Quando vem, não vem para todos porque é para quem está precisando há mais tempo. Não vem o suficiente para todo mundo", diz Cleidiana.
“Tá difícil, tem vez que só ganhando”. Também moradora do Mandela, Ana Rita Alves, de 53 anos, relatam que artigos para higiene só entram em casa por doação. Morando com dois netos pequenos, ela conta que só molha o cabelo e passa um creme “porque não dá para comprar outras coisas". "Tudo é caro”.
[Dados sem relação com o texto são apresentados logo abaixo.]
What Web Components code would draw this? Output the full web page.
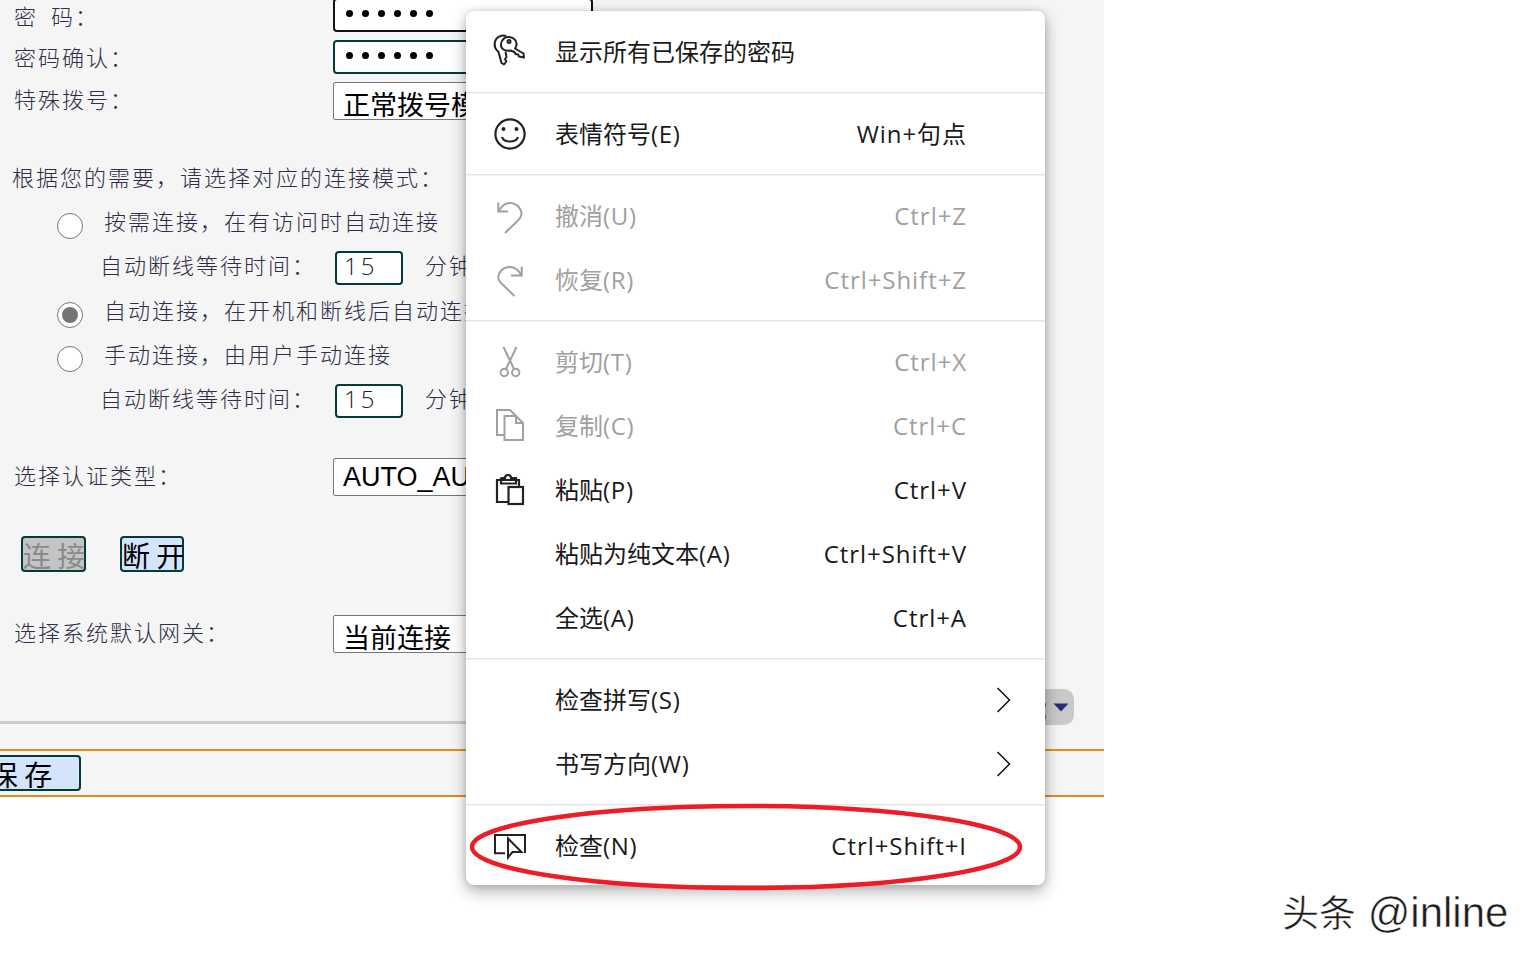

Desempregada, Ana Rita narra ainda que o jeito tem sido torcer para que as cestas recebidas na favela venham com um pouco mais do que comida. Por ali, ela diz que o sabão em pedra é coringa. "Compro um pacote com cinco pedaços. Dá para lavar louça, lavar roupa e tomar banho. Faz tudo”, diz.
Aos oito meses de gestação, Nathalia Canhete, de 23 anos, diz que o sabão em pedra também tem dado conta em casa, mas que não sabe se quando a filha chegar a situação irá continuar a mesma.
“A gente fica pensando por conta do leite, fralda, shampoo, creme. Se Deus abençoar, a gente vai dar conta sim, temos que estar preparados. Vou correr atrás de trabalhar para não faltar nada”, diz.
Mesmo com os produtos necessários dentro de casa, ela relata que o medo de tudo faltar é diário. Por isso, não há dúvidas do que é prioridade. “Mais necessário, a gente pensa, é a comida, o alimento. Uma hora vai dar fome né?”.
Com sorriso um pouco mais tranquilo, Ana Paula Alves de Souza, de 35 anos, diz que shampoo e condicionador não faltam em casa. Ana relata que ela e o marido trabalham através do Proinc (Programa de Inclusão Profissional) e, por isso, é possível pensar de fato em higiene pessoal.
Além de um salário mínimo, a família recebe cesta básica. “Na cesta vem pasta de dente, sabonete e papel higiênico. Shampoo e condicionador a gente compra por causa da cesta que ganhamos. Se fosse para fazer a compra do mês e ainda comprar essas outras coisas não teria como", diz.
Pensando na hipótese de sustentar a família, com duas filhas, apenas com os salários, ela diz que continuariam tentando manter os produtos do lar, mas não bem como hoje. “Hoje a gente compra sabão de pedra mesmo estando caro. Até o que é meio fedido, que é o mais barato, está caro. Aquele lá mesmo que a gente compra”, diz.
Fome presente - A "escolha" por comer não é significado de que o alimento está garantido nas mesas de Mato Grosso do Sul. Dados divulgados pelo IBGE (Instituto Brasileiro de Geografia e Estatística) em 2020, com números relativos a 2017 e 2018, indicam que mais de um terços dos lares por aqui entram na categoria de insegurança alimentar. Isso significa que quase 5% passam fome.
Dentro da Pesquisa de Orçamentos Familiares produzida pelo IBGE, 899 mil casas de MS foram avaliadas e 37%, 333 mil, estão dentro da alimentação insuficiente, seja no nível leve, moderado ou grave. Ainda de acordo com a pesquisa, em todo o Brasil, cerca de 3,1 milhões de lares passam fome.